SpaceX's historic Nasdaq debut on Friday didn't just make headlines — it made Elon Musk the world's first trillionaire. And that has a lot of people in Washington furious.
Shares of SpaceX (SPCX) closed up 19.22% on their first trading day at $160.95, pushing the company's market cap past $2 trillion. The milestone instantly catapulted Musk's net worth into twelve-figure territory, and the political backlash was swift.
Sen. Adam Schiff took to X late Friday to vent. "There is something terribly wrong about an economy that produces its first trillionaire, but cannot provide health care for its people," he wrote. He added that "the richest handful of families have the combined wealth of almost forty percent of the rest of the country," calling it "the cost of a corrupt system, where wealth perpetuates itself, and poverty, at the same time."

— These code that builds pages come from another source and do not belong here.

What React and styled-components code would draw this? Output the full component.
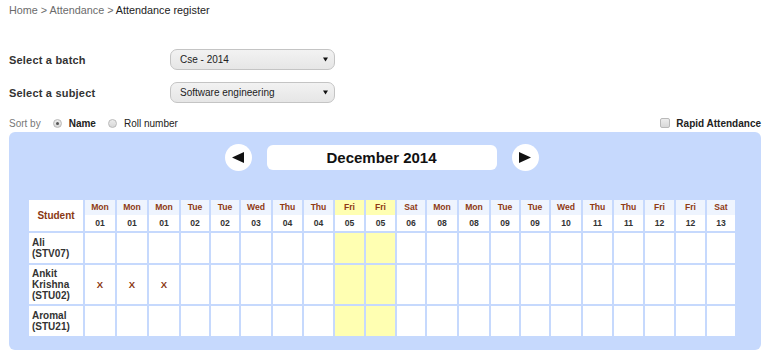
import React from "react";
import styled, { createGlobalStyle } from "styled-components";

const GlobalStyle = createGlobalStyle`
  html, body { margin: 0; padding: 0; background: #ffffff; }
  body { font-family: "Liberation Sans", Arial, sans-serif; color: #333; }
  * { box-sizing: border-box; }
`;

const Page = styled.div`
  width: 768px;
  padding: 3px 7px 0 9px;
`;

const Breadcrumb = styled.div`
  font-size: 10.8px;
  line-height: 14px;
  height: 14px;
  color: #6b6b6b;
  white-space: nowrap;
`;

const Current = styled.span`
  color: #222;
`;

const Form = styled.div`
  margin-top: 32px;
  display: grid;
  row-gap: 12px;
`;

const FieldRow = styled.div`
  display: flex;
  align-items: center;
  height: 21px;
`;

const Label = styled.div`
  width: 161px;
  font-size: 11px;
  font-weight: bold;
  color: #333;
  letter-spacing: 0.2px;
`;

const SelectBox = styled.div`
  width: 165px;
  height: 21px;
  display: flex;
  align-items: center;
  justify-content: space-between;
  padding: 0 6px 0 9px;
  border: 1px solid #c4c4c4;
  border-radius: 7px;
  background: linear-gradient(#f2f2f2, #e6e6e6);
  font-size: 10px;
  color: #222;
`;

const OptionsBar = styled.div`
  margin-top: 13px;
  height: 14px;
  display: flex;
  align-items: center;
  justify-content: space-between;
  font-size: 10px;
`;

const Group = styled.div`
  display: flex;
  align-items: center;
`;

const Muted = styled.span`
  color: #777;
  margin-right: 12px;
`;

const Radio = styled.span`
  width: 9px;
  height: 9px;
  border-radius: 50%;
  border: 1px solid #b9b9b9;
  background: linear-gradient(#ececec, #d8d8d8);
  display: inline-flex;
  align-items: center;
  justify-content: center;
  margin-right: 7px;
  &::after {
    content: "";
    width: 3px;
    height: 3px;
    border-radius: 50%;
    background: ${(p) => (p.$checked ? "#555" : "transparent")};
  }
`;

const OptionText = styled.span`
  color: #222;
  font-weight: ${(p) => (p.$bold ? "bold" : "normal")};
  margin-right: ${(p) => p.$mr || 0}px;
`;

const Checkbox = styled.span`
  width: 10px;
  height: 10px;
  border-radius: 2px;
  border: 1px solid #b9b9b9;
  background: linear-gradient(#ececec, #d8d8d8);
  margin-right: 6px;
`;

const Panel = styled.div`
  margin-top: 2px;
  background: #c6d9fd;
  border-radius: 6px;
  padding: 11px 18px 12px;
`;

const MonthNav = styled.div`
  display: flex;
  align-items: center;
  justify-content: center;
  padding-right: 7px;
  height: 28px;
`;

const NavButton = styled.div`
  width: 27px;
  height: 27px;
  border-radius: 50%;
  background: #ffffff;
  display: flex;
  align-items: center;
  justify-content: center;
`;

const MonthBox = styled.div`
  width: 230px;
  height: 25px;
  margin: 0 ${(p) => p.$gap}px;
  background: #ffffff;
  border-radius: 6px;
  display: flex;
  align-items: center;
  justify-content: center;
  font-size: 15px;
  font-weight: bold;
  color: #111;
`;

const Table = styled.table`
  margin-top: 27px;
  border-collapse: separate;
  border-spacing: 2px;
  table-layout: fixed;
  width: 708px;
`;

const StudentHead = styled.th`
  width: 54px;
  height: 31px;
  padding: 0;
  background: #ffffff;
  color: #8a3812;
  font-size: 10px;
  font-weight: bold;
`;

const DayHead = styled.th`
  width: ${(p) => p.$w}px;
  padding: 0;
  vertical-align: top;
`;

const DayName = styled.div`
  height: 15px;
  line-height: 15px;
  background: ${(p) => (p.$hl ? "#ffffb2" : "#eef4fe")};
  color: #8f3a14;
  font-size: 8.6px;
  font-weight: bold;
  text-align: center;
`;

const DayNum = styled.div`
  height: 16px;
  line-height: 16px;
  background: #ffffff;
  color: #333;
  font-size: 8.6px;
  font-weight: bold;
  text-align: center;
`;

const NameCell = styled.td`
  height: 30px;
  padding: 3px;
  background: #ffffff;
  font-size: 10px;
  line-height: 11px;
  font-weight: bold;
  color: #333;
  vertical-align: middle;
`;

const MarkCell = styled.td`
  padding: 0;
  background: ${(p) => (p.$hl ? "#ffffb2" : "#ffffff")};
  text-align: center;
  vertical-align: middle;
  color: #8a3812;
  font-size: 9.5px;
  font-weight: bold;
`;

const days = [
  ["Mon", "01", 30], ["Mon", "01", 30], ["Mon", "01", 30],
  ["Tue", "02", 28], ["Tue", "02", 28], ["Wed", "03", 30],
  ["Thu", "04", 29], ["Thu", "04", 29], ["Fri", "05", 29, true],
  ["Fri", "05", 29, true], ["Sat", "06", 28], ["Mon", "08", 30],
  ["Mon", "08", 30], ["Tue", "09", 28], ["Tue", "09", 28],
  ["Wed", "10", 30], ["Thu", "11", 29], ["Thu", "11", 29],
  ["Fri", "12", 29], ["Fri", "12", 29], ["Sat", "13", 28],
];

const students = [
  { name: ["Ali", "(STV07)"], marks: [] },
  { name: ["Ankit", "Krishna", "(STU02)"], marks: [0, 1, 2] },
  { name: ["Aromal", "(STU21)"], marks: [] },
];

const Caret = () => (
  <svg width="5" height="5" viewBox="0 0 5 5">
    <polygon points="0,0.5 5,0.5 2.5,4.5" fill="#111" />
  </svg>
);

const Arrow = ({ dir }) => (
  <svg width="12" height="11" viewBox="0 0 12 11">
    {dir === "left" ? (
      <polygon points="12,0 12,11 0,5.5" fill="#111" />
    ) : (
      <polygon points="0,0 0,11 12,5.5" fill="#111" />
    )}
  </svg>
);

export default function App() {
  return (
    <>
      <GlobalStyle />
      <Page>
        <Breadcrumb>
          Home &gt; Attendance &gt; <Current>Attendance register</Current>
        </Breadcrumb>
        <Form>
          <FieldRow>
            <Label>Select a batch</Label>
            <SelectBox>
              <span>Cse - 2014</span>
              <Caret />
            </SelectBox>
          </FieldRow>
          <FieldRow>
            <Label>Select a subject</Label>
            <SelectBox>
              <span>Software engineering</span>
              <Caret />
            </SelectBox>
          </FieldRow>
        </Form>
        <OptionsBar>
          <Group>
            <Muted>Sort by</Muted>
            <Radio $checked />
            <OptionText $bold $mr={12}>Name</OptionText>
            <Radio />
            <OptionText>Roll number</OptionText>
          </Group>
          <Group>
            <Checkbox />
            <OptionText $bold>Rapid Attendance</OptionText>
          </Group>
        </OptionsBar>
        <Panel>
          <MonthNav>
            <NavButton>
              <Arrow dir="left" />
            </NavButton>
            <MonthBox $gap={15}>December 2014</MonthBox>
            <NavButton>
              <Arrow dir="right" />
            </NavButton>
          </MonthNav>
          <Table>
            <thead>
              <tr>
                <StudentHead>Student</StudentHead>
                {days.map(([d, n, w, hl], i) => (
                  <DayHead key={i} $w={w}>
                    <DayName $hl={hl}>{d}</DayName>
                    <DayNum>{n}</DayNum>
                  </DayHead>
                ))}
              </tr>
            </thead>
            <tbody>
              {students.map((s, r) => (
                <tr key={r}>
                  <NameCell>
                    {s.name.map((l, k) => (
                      <div key={k}>{l}</div>
                    ))}
                  </NameCell>
                  {days.map((d, i) => (
                    <MarkCell key={i} $hl={d[3]}>
                      {s.marks.includes(i) ? "X" : ""}
                    </MarkCell>
                  ))}
                </tr>
              ))}
            </tbody>
          </Table>
        </Panel>
      </Page>
    </>
  );
}
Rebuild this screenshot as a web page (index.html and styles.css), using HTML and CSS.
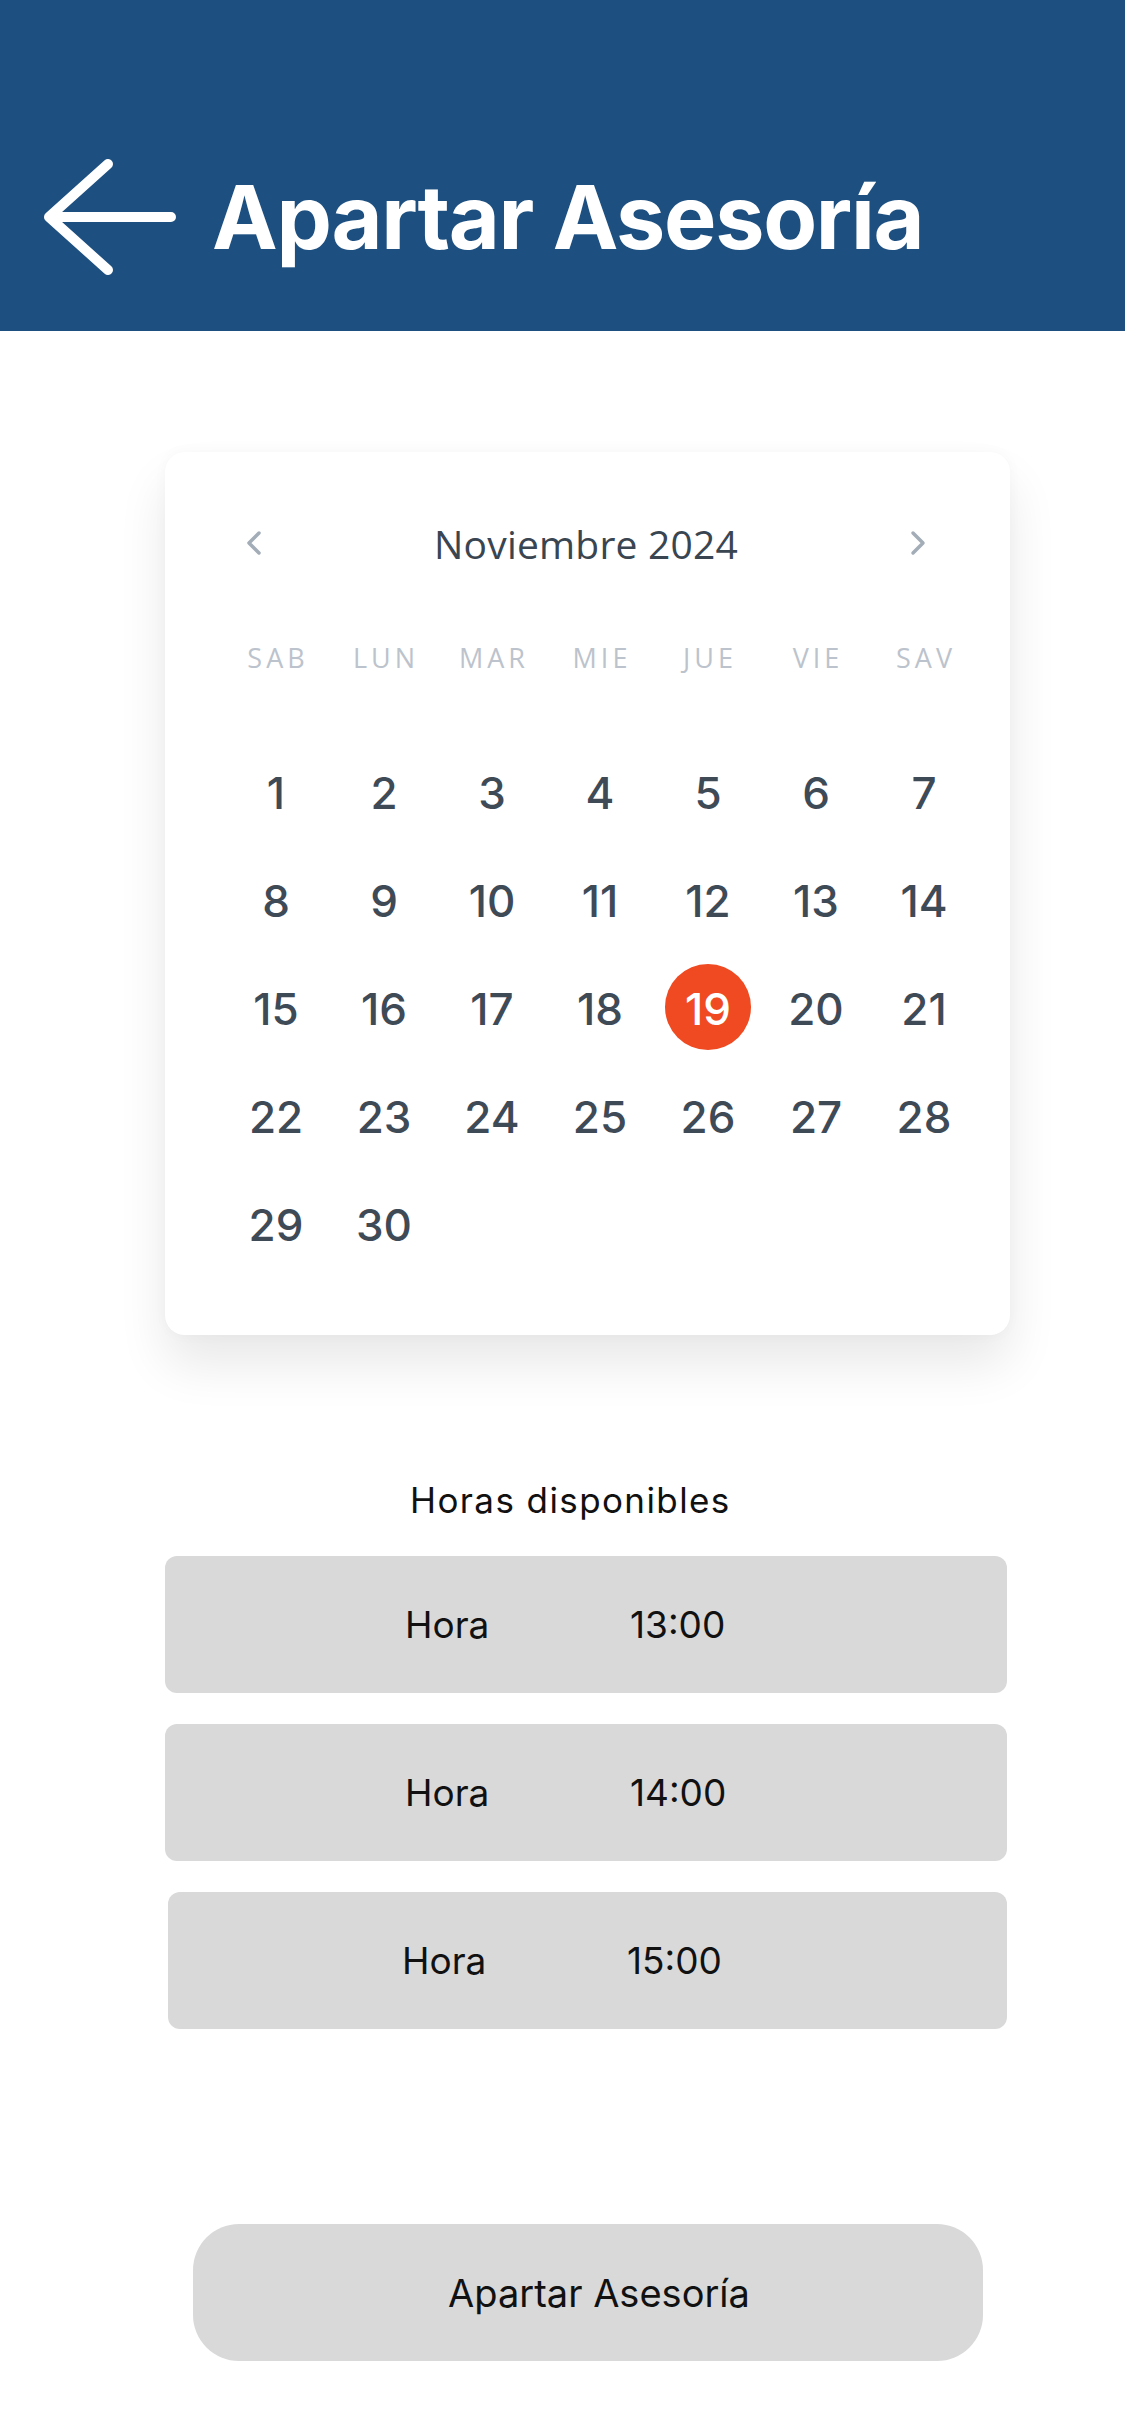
FILE: index.html
```html
<!DOCTYPE html>
<html lang="es">
<head>
<meta charset="utf-8">
<title>Apartar Asesoría</title>
<link rel="stylesheet" href="styles.css">
</head>
<body>
<header class="topbar">
  <svg class="back" width="132" height="116" viewBox="0 0 132 116" aria-hidden="true">
    <path d="M127 58 H6 M64 5 L5 58 L64 111" fill="none" stroke="#fff" stroke-width="10" stroke-linecap="round" stroke-linejoin="round"/>
  </svg>
  <h1 class="title">Apartar Asesoría</h1>
</header>

<main class="content">
  <section class="calendar">
    <div class="cal-nav">
      <svg class="chev" width="17" height="26" viewBox="0 0 17 26" aria-hidden="true"><path d="M14 3 L4 13 L14 23" fill="none" stroke="#a3adb8" stroke-width="3.5" stroke-linecap="round" stroke-linejoin="round"/></svg>
      <span class="month">Noviembre 2024</span>
      <svg class="chev" width="17" height="26" viewBox="0 0 17 26" aria-hidden="true"><path d="M3 3 L13 13 L3 23" fill="none" stroke="#a3adb8" stroke-width="3.5" stroke-linecap="round" stroke-linejoin="round"/></svg>
    </div>
    <div class="weekdays">
      <span>SAB</span><span>LUN</span><span>MAR</span><span>MIE</span><span>JUE</span><span>VIE</span><span>SAV</span>
    </div>
    <div class="days">
      <span>1</span><span>2</span><span>3</span><span>4</span><span>5</span><span>6</span><span>7</span>
      <span>8</span><span>9</span><span>10</span><span>11</span><span>12</span><span>13</span><span>14</span>
      <span>15</span><span>16</span><span>17</span><span>18</span><span class="selected"><b>19</b></span><span>20</span><span>21</span>
      <span>22</span><span>23</span><span>24</span><span>25</span><span>26</span><span>27</span><span>28</span>
      <span>29</span><span>30</span>
    </div>
  </section>

  <h2 class="hours-title">Horas disponibles</h2>
  <div class="slots">
    <div class="slot"><span class="slot-label">Hora</span><span class="slot-time">13:00</span></div>
    <div class="slot"><span class="slot-label">Hora</span><span class="slot-time">14:00</span></div>
    <div class="slot slot-shifted"><span class="slot-label">Hora</span><span class="slot-time">15:00</span></div>
  </div>

  <button class="book">Apartar Asesoría</button>
</main>
</body>
</html>
```

FILE: styles.css
```css
* { box-sizing: border-box; }

html, body {
  margin: 0;
  padding: 0;
  background: #ffffff;
}

body {
  width: 1125px;
  font-family: Inter, "Liberation Sans", sans-serif;
  color: #111111;
}

.topbar {
  height: 331px;
  background: #1d5080;
  display: flex;
  align-items: center;
  padding: 103px 0 0 44px;
}

.back {
  flex: none;
  display: block;
}

.title {
  margin: 0 0 0 36px;
  color: #ffffff;
  font-family: Inter, "Liberation Sans", sans-serif;
  font-weight: 700;
  font-size: 88px;
  line-height: 1;
  letter-spacing: -1.3px;
}

.content {
  display: flex;
  flex-direction: column;
  padding: 121px 0 0 165px;
}

.calendar {
  width: 845px;
  background: #ffffff;
  border-radius: 20px;
  box-shadow: 0 30px 50px rgba(0, 0, 0, 0.09), 0 0 14px rgba(0, 0, 0, 0.03);
  padding: 61px 0 58px 0;
}

.cal-nav {
  height: 60px;
  display: flex;
  align-items: center;
  justify-content: space-between;
  padding: 0 83px 0 80px;
}

.chev { display: block; }

.month {
  font-family: "Open Sans", sans-serif;
  font-size: 39px;
  color: #3a4552;
  letter-spacing: 0.2px;
}

.weekdays,
.days {
  display: grid;
  grid-template-columns: repeat(7, 108px);
  padding-left: 57px;
}

.weekdays {
  margin-top: 64px;
  height: 40px;
  align-items: center;
}

.weekdays span {
  text-align: center;
  font-family: "Open Sans", sans-serif;
  font-size: 27px;
  font-weight: 400;
  letter-spacing: 4px;
  padding-left: 4px;
  color: #bcc3cc;
}

.days {
  margin-top: 60px;
  grid-auto-rows: 108px;
}

.days span {
  display: flex;
  align-items: center;
  justify-content: center;
  padding-top: 3px;
  font-family: Inter, "Open Sans", sans-serif;
  font-weight: 500;
  font-size: 44px;
  color: #3f4a57;
}

.days .selected {
  padding-top: 0;
}

.days .selected b {
  width: 86px;
  height: 86px;
  border-radius: 50%;
  background: #ef4a21;
  color: #ffffff;
  font-weight: 500;
  display: flex;
  align-items: center;
  justify-content: center;
  padding-top: 3px;
}

.hours-title {
  margin: 145px 0 0 0;
  padding-left: 245px;
  font-weight: 400;
  font-size: 35px;
  line-height: 40px;
  letter-spacing: 1.4px;
  color: #111111;
}

.slots {
  margin-top: 36px;
  display: flex;
  flex-direction: column;
  gap: 31px;
  width: 842px;
}

.slot {
  height: 137px;
  background: #d9d9d9;
  border-radius: 12px;
  display: flex;
  align-items: center;
  padding-left: 240px;
  font-size: 37px;
}

.slot-shifted {
  margin-left: 3px;
  padding-left: 234px;
}

.slot-label {
  width: 225px;
}

.book {
  margin: 195px 0 0 28px;
  width: 790px;
  height: 137px;
  border: none;
  border-radius: 46px;
  background: #d9d9d9;
  font-family: Inter, "Liberation Sans", sans-serif;
  font-size: 38px;
  color: #111111;
  padding: 0 0 0 22px;
}
```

California Gov. Gavin Newsom piled on, calling the system "rigged." In his own X post, he said: "Americans are struggling to pay for groceries and gas while Elon Musk becomes a TRILLIONAIRE. When the federal government is for sale, the rich get richer and everyone else gets shafted. The system is rigged."
But not everyone sees Musk's fortune as a problem. Investor Bill Ackman pushed back on Sen. Bernie Sanders' criticism, arguing that Musk's wealth isn't a pile of cash sitting in a vault. "Elon is not sitting on a trillion dollar pile of cash, jewelry and gold. He is using his controlling stakes in his companies to advance mankind. Elon's companies don't pay dividends," Ackman wrote. He credited SpaceX with making thousands of employees millionaires through equity.
The debate comes amid a wave of high-profile IPOs from companies like SpaceX and OpenAI, which have reignited calls for a wealth tax. Sen. Elizabeth Warren and Rep. Sara Jacobs renewed their push, with Jacobs tweeting: "It's beyond sickening that Elon Musk – the world's first trillionaire – pays a lower effective tax rate than truck drivers, firefighters, or nurses. It's not complicated – we need to actually TAX THE RICH."
Sanders separately argued that income inequality has "never" been so extreme, citing data showing the top 0.001% gained $20 million each last year while the bottom 50% lost $27 on average.
Whether you see Musk's trillionaire status as a symbol of innovation or a symptom of a broken system, one thing is clear: the political fight over wealth and taxes is only getting started.